House debates

Monday, 23 February 2009

Private Members’ Business

Financial Counselling

9:27 pm

Photo of Luke HartsuykerLuke Hartsuyker (Cowper, National Party, Deputy Manager of Opposition Business in the House) Share this | Hansard source

I certainly welcome the opportunity to speak on this motion in the House this evening. I think it is very important that we encourage financial counselling and improved financial literacy, because we live in an age which is thriving on credit—or which was, until recently, thriving on credit; now it is actually suffering a backlash from too much credit. I think we had a situation where banks and financial institutions, in competing for market share, were very aggressive in their lending practices—very aggressive: lending to 100 per cent of valuation, or 105 per cent of valuation. It really called into question the ability of the borrowers to repay. I think that many borrowers would not have got into the predicament in which they find themselves had they had the financial skills to think through for themselves their ability to repay those obligations that they were taking on.

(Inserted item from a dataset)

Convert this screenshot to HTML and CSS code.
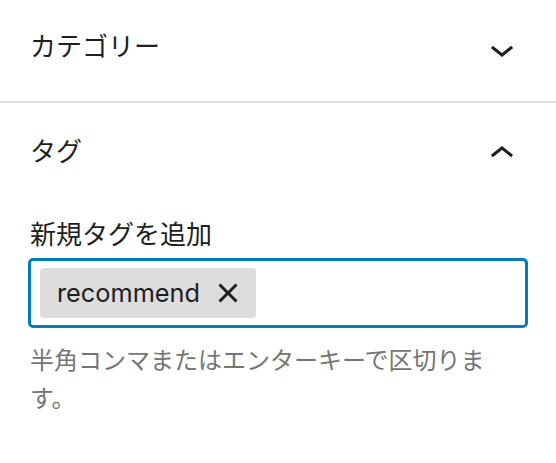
FILE: index.html
```html
<!DOCTYPE html>
<html lang="ja">
<head>
<meta charset="utf-8">
<title>タグ</title>
<link rel="stylesheet" href="styles.css">
</head>
<body>
<div class="sidebar">
  <section class="panel panel-closed">
    <div class="panel-header">
      <h2 class="panel-title">カテゴリー</h2>
      <svg class="chevron" viewBox="0 0 24 24" width="48" height="48" aria-hidden="true"><path d="M17.5 11.6L12 16l-5.5-4.4.9-1.2L12 14l4.6-3.6 1 1.2z"/></svg>
    </div>
  </section>
  <section class="panel panel-open">
    <div class="panel-header">
      <h2 class="panel-title">タグ</h2>
      <svg class="chevron" viewBox="0 0 24 24" width="48" height="48" aria-hidden="true"><path d="M6.5 12.4L12 8l5.5 4.4-.9 1.2L12 10l-4.6 3.6-1-1.2z"/></svg>
    </div>
    <div class="panel-body">
      <label class="field-label" for="tag-input">新規タグを追加</label>
      <div class="token-field">
        <span class="token">
          <span class="token-text">recommend</span>
          <button class="token-remove" type="button" aria-label="削除">
            <svg viewBox="0 0 24 24" width="48" height="48" aria-hidden="true"><path d="M12 13.06l3.712 3.713 1.061-1.06L13.061 12l3.712-3.712-1.06-1.06L12 10.938 8.288 7.227l-1.061 1.06L10.939 12l-3.712 3.712 1.06 1.061L12 13.061z"/></svg>
          </button>
        </span>
        <input id="tag-input" class="token-input" type="text">
      </div>
      <p class="help">半角コンマまたはエンターキーで区切ります。</p>
    </div>
  </section>
</div>
</body>
</html>
```

FILE: styles.css
```css
* {
  box-sizing: border-box;
}

html, body {
  margin: 0;
  padding: 0;
  background: #ffffff;
}

body {
  font-family: "Inter", "Noto Sans CJK JP", sans-serif;
  color: #1e1e1e;
}

.sidebar {
  width: 556px;
}

.panel-closed {
  height: 103px;
  border-bottom: 2px solid #e0e0e0;
}

.panel-header {
  display: flex;
  justify-content: space-between;
  align-items: flex-start;
  padding: 27px 30px 0 30px;
}

.panel-open .panel-header {
  padding-top: 29px;
}

.panel-title {
  margin: 0;
  font-size: 26px;
  font-weight: 400;
  line-height: 36px;
  font-family: "Noto Sans CJK JP", sans-serif;
}

.chevron {
  display: block;
  margin-top: -2px;
  margin-bottom: -10px;
  fill: #1e1e1e;
}

.panel-body {
  padding: 47px 28px 0 28px;
  display: flex;
  flex-direction: column;
}

.field-label {
  font-family: "Noto Sans CJK JP", sans-serif;
  font-size: 26px;
  line-height: 36px;
  padding-left: 2px;
  margin-bottom: 7px;
}

.token-field {
  display: flex;
  align-items: center;
  gap: 8px;
  height: 70px;
  border: 3px solid #007cba;
  border-radius: 5px;
  padding: 7px 9px;
}

.token {
  display: flex;
  align-items: center;
  height: 50px;
  background: #dddddd;
  border-radius: 4px;
  padding: 0 4px 0 17px;
  flex: none;
}

.token-text {
  font-size: 25.3px;
  line-height: 36px;
  color: #1e1e1e;
}

.token-remove {
  display: flex;
  align-items: center;
  justify-content: center;
  width: 48px;
  height: 48px;
  margin-left: 4px;
  padding: 0;
  border: 0;
  background: transparent;
  fill: #1e1e1e;
}

.token-remove svg {
  display: block;
}

.token-input {
  flex: 1;
  min-width: 0;
  border: 0;
  outline: none;
  background: transparent;
  font-size: 26px;
}

.help {
  margin: 12px 0 0 0;
  padding-left: 2px;
  font-family: "Noto Sans CJK JP", sans-serif;
  font-size: 24px;
  line-height: 38px;
  color: #757575;
}
```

It is very important, when we have such large loans, that we note the fact that interest rates can go up as well as down. So, whilst we have borrowers who may be quite comfortable at current interest rates, when the economic cycle turns—as it inevitably will—we will see rising interest rates again, and that will call into question the ability of many borrowers to make the repayments which they will be committed to. So I think it is a very important notion that we encourage financial literacy and that we assist people to manage their affairs as best we can.

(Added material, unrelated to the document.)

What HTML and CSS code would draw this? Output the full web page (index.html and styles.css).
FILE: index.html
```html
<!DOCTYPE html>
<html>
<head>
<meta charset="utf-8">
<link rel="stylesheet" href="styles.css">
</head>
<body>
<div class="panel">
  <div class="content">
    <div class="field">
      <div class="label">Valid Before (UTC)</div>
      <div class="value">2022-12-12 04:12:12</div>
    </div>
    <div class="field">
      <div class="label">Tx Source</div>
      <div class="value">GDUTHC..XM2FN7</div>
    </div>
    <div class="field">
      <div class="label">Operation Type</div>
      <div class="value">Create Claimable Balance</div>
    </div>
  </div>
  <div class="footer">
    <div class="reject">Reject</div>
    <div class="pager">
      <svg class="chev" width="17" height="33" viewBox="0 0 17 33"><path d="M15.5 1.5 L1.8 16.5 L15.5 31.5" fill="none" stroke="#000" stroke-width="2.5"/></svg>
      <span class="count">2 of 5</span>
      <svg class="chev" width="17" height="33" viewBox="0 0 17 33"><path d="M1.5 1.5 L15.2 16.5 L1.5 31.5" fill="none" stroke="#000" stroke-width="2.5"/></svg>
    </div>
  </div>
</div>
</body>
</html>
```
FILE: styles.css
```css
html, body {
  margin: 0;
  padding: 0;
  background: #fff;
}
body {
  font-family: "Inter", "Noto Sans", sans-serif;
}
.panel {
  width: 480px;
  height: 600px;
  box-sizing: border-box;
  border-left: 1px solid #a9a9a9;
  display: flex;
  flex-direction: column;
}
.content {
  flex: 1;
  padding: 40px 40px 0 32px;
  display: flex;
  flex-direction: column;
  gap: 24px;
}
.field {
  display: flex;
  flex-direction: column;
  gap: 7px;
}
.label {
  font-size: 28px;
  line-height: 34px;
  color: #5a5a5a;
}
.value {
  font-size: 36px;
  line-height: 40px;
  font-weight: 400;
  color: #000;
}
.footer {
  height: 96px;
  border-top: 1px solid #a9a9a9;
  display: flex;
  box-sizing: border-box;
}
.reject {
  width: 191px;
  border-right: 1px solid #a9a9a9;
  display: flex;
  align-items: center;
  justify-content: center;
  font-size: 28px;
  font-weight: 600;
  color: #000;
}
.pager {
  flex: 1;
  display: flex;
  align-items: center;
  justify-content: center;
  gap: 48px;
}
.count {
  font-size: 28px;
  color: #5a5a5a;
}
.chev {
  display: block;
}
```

Financial institutions certainly have a substantial community obligation to ensure that the people to whom they lend can repay the money that they have borrowed. It is in no-one’s interests—it is not in the interests of the shareholders of a financial institution—to lend money to people who cannot repay it. And that is the ridiculous nature of the subprime crisis in the US, where funds were loaned to people with no capacity to repay. They did not have the financial skills to assess the situation in which they were going to find themselves. Having proper financial education in schools, perhaps at TAFE colleges and in higher education, would give people the skills they need to operate in a financial world that is far more complex than it once was. So I very much commend this motion, in the few remaining moments I have available to me. I think it is a motion very worthy of the time of this parliament and that improved financial literacy is something that we should be encouraging.